#### PROVIDED MATERIAL:
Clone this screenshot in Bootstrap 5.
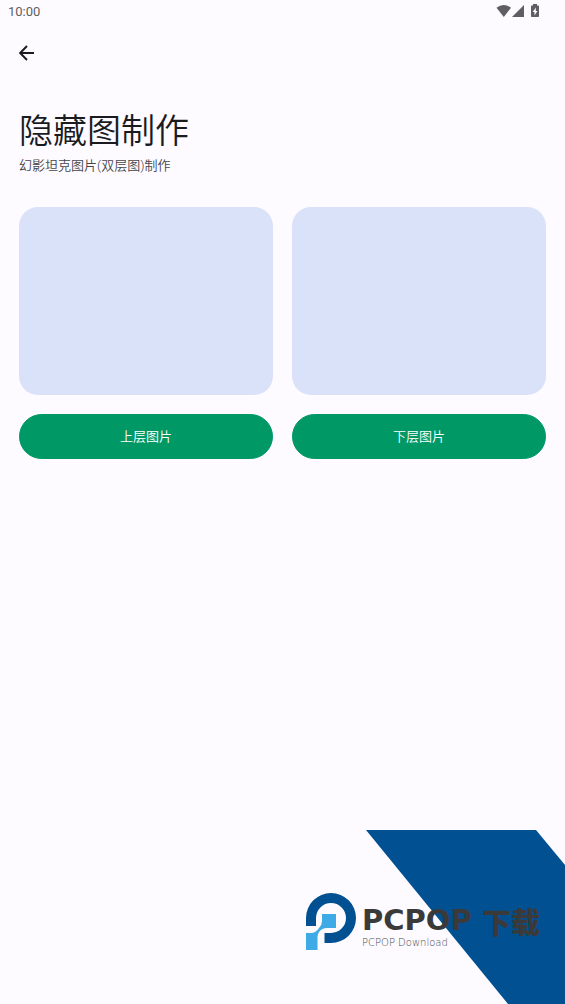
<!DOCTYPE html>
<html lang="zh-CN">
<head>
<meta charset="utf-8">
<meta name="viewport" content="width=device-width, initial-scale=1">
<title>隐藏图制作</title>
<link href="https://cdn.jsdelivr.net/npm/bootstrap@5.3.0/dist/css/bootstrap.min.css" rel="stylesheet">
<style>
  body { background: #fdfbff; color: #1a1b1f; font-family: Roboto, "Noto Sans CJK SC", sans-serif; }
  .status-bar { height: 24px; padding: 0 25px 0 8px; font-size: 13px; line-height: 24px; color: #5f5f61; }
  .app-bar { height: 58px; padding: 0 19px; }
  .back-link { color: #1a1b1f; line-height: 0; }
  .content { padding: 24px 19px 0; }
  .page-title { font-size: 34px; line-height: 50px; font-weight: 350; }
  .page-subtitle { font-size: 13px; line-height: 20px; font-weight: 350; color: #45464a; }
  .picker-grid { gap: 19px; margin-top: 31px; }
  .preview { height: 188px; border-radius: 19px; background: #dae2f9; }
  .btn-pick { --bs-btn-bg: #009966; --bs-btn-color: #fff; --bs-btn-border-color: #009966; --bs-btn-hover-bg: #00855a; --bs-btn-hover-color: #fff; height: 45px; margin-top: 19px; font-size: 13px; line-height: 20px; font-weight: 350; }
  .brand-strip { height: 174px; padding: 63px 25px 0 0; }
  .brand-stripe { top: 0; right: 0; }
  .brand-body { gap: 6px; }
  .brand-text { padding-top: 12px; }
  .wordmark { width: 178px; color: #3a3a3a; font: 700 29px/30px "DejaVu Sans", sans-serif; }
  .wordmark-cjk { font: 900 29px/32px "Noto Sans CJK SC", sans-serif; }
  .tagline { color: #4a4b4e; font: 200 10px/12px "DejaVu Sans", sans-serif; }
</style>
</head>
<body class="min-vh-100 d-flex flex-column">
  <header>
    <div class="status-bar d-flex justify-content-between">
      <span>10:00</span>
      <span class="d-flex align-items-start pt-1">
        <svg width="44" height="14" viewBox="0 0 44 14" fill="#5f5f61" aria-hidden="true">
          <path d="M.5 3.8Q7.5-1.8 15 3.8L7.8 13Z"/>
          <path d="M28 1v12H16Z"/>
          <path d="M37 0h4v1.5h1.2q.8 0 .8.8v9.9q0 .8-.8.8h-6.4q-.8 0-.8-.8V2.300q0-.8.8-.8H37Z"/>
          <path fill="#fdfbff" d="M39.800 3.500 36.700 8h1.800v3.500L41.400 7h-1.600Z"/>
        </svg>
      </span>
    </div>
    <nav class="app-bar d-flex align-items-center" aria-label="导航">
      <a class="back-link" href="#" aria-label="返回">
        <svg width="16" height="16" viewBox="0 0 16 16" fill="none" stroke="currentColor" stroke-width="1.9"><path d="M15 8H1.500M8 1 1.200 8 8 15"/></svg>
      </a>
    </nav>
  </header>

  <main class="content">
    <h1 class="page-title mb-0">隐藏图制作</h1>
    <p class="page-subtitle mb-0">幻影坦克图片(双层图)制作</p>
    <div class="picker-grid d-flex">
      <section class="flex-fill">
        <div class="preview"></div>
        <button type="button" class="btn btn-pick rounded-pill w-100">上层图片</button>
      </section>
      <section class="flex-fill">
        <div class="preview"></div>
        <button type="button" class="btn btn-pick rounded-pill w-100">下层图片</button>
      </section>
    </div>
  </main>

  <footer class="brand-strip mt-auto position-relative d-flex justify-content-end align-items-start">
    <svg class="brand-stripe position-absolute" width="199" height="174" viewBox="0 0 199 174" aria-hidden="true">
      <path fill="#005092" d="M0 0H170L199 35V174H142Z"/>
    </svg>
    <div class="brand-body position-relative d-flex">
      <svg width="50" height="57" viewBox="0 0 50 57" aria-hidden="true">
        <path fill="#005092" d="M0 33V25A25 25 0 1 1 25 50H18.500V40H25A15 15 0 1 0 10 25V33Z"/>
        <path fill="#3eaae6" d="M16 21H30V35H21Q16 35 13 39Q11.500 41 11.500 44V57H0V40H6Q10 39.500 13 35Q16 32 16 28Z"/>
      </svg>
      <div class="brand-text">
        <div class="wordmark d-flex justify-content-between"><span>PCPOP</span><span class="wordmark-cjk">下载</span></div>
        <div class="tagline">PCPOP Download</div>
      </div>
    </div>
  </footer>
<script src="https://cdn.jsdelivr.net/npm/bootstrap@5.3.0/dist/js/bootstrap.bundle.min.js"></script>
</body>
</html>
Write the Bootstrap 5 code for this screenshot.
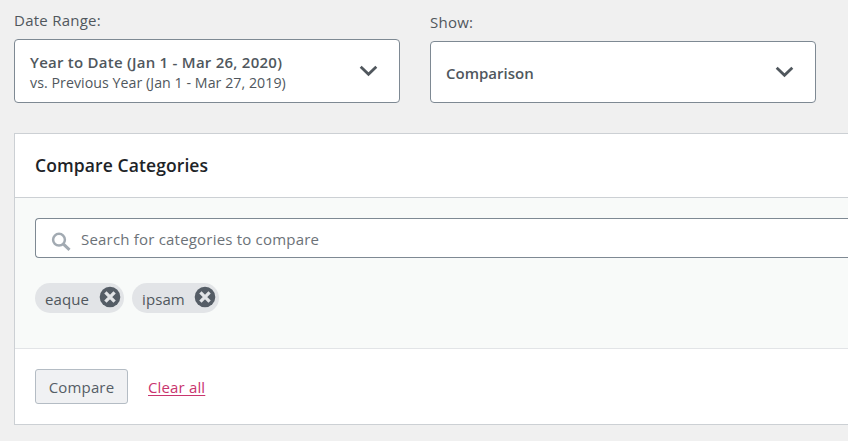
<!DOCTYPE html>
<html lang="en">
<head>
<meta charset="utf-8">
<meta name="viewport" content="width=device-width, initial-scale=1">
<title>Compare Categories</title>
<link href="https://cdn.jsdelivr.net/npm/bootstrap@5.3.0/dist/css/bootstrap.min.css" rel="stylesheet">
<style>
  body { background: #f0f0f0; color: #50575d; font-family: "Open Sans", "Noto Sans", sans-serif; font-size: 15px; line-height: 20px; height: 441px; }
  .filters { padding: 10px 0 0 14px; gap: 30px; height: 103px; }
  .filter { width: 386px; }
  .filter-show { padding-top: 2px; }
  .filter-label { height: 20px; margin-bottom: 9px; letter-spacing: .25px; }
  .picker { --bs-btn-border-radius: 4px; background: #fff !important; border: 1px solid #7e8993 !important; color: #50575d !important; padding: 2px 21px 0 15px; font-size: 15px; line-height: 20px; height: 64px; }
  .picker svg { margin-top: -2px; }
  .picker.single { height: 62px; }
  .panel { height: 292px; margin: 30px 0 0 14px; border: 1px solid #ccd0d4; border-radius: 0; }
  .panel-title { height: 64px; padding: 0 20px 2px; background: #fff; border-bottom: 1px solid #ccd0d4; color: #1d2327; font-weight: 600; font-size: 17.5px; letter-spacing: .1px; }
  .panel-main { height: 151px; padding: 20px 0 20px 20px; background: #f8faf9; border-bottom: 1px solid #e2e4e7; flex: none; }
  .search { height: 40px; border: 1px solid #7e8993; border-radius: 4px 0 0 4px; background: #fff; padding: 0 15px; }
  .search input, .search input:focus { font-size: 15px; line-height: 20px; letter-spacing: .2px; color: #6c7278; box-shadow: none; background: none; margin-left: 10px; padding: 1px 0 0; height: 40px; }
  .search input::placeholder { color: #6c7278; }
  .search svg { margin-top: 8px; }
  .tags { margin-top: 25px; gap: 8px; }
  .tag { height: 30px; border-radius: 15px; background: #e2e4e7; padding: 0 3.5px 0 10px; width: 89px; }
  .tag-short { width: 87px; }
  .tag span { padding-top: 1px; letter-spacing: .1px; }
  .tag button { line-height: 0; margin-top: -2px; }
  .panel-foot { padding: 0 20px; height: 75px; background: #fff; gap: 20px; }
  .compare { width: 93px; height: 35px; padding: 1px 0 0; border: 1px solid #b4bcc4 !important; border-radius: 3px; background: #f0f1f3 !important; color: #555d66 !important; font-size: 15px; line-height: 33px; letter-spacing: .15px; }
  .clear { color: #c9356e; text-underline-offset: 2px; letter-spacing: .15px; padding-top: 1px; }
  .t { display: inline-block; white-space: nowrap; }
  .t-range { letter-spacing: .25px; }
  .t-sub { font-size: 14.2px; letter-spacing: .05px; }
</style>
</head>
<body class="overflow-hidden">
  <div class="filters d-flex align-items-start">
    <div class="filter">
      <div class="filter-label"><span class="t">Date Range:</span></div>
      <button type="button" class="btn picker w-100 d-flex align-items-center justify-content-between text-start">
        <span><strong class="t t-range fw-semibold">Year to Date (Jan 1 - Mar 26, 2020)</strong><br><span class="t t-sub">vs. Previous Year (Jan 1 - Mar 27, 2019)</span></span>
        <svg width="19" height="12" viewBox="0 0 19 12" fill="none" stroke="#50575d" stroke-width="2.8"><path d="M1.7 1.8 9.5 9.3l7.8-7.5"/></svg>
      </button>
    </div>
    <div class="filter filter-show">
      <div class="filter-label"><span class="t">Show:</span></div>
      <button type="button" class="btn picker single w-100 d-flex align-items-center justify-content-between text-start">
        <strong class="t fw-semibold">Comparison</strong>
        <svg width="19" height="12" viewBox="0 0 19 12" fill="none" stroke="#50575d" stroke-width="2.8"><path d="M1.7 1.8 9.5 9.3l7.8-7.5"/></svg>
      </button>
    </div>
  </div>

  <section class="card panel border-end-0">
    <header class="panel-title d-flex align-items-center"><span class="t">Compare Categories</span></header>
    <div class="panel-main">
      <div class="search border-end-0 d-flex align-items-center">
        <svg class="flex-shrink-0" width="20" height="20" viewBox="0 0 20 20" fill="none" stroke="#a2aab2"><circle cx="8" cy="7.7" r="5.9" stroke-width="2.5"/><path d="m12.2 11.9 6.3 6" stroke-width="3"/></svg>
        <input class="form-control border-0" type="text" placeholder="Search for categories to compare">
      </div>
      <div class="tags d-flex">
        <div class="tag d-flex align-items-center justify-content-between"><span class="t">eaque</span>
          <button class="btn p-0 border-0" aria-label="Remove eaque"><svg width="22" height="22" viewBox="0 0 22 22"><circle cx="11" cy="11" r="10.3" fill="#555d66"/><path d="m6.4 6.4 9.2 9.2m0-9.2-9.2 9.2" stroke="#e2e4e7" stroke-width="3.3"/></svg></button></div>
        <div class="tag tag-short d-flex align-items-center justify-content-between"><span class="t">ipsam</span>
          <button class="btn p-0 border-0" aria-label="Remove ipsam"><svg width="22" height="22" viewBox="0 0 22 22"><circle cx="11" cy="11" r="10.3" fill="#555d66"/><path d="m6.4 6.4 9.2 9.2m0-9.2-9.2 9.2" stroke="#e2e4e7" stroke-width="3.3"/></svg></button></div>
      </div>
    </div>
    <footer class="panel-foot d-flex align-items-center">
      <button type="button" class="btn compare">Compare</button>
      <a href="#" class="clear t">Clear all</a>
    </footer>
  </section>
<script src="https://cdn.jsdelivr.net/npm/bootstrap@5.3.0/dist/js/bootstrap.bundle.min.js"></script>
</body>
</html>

#### DIRECTION:
Copy out each line of the listing that holds "screenshot".

#### RIGHT ANSWER:
Clone this screenshot in Bootstrap 5.
Write the Bootstrap 5 code for this screenshot.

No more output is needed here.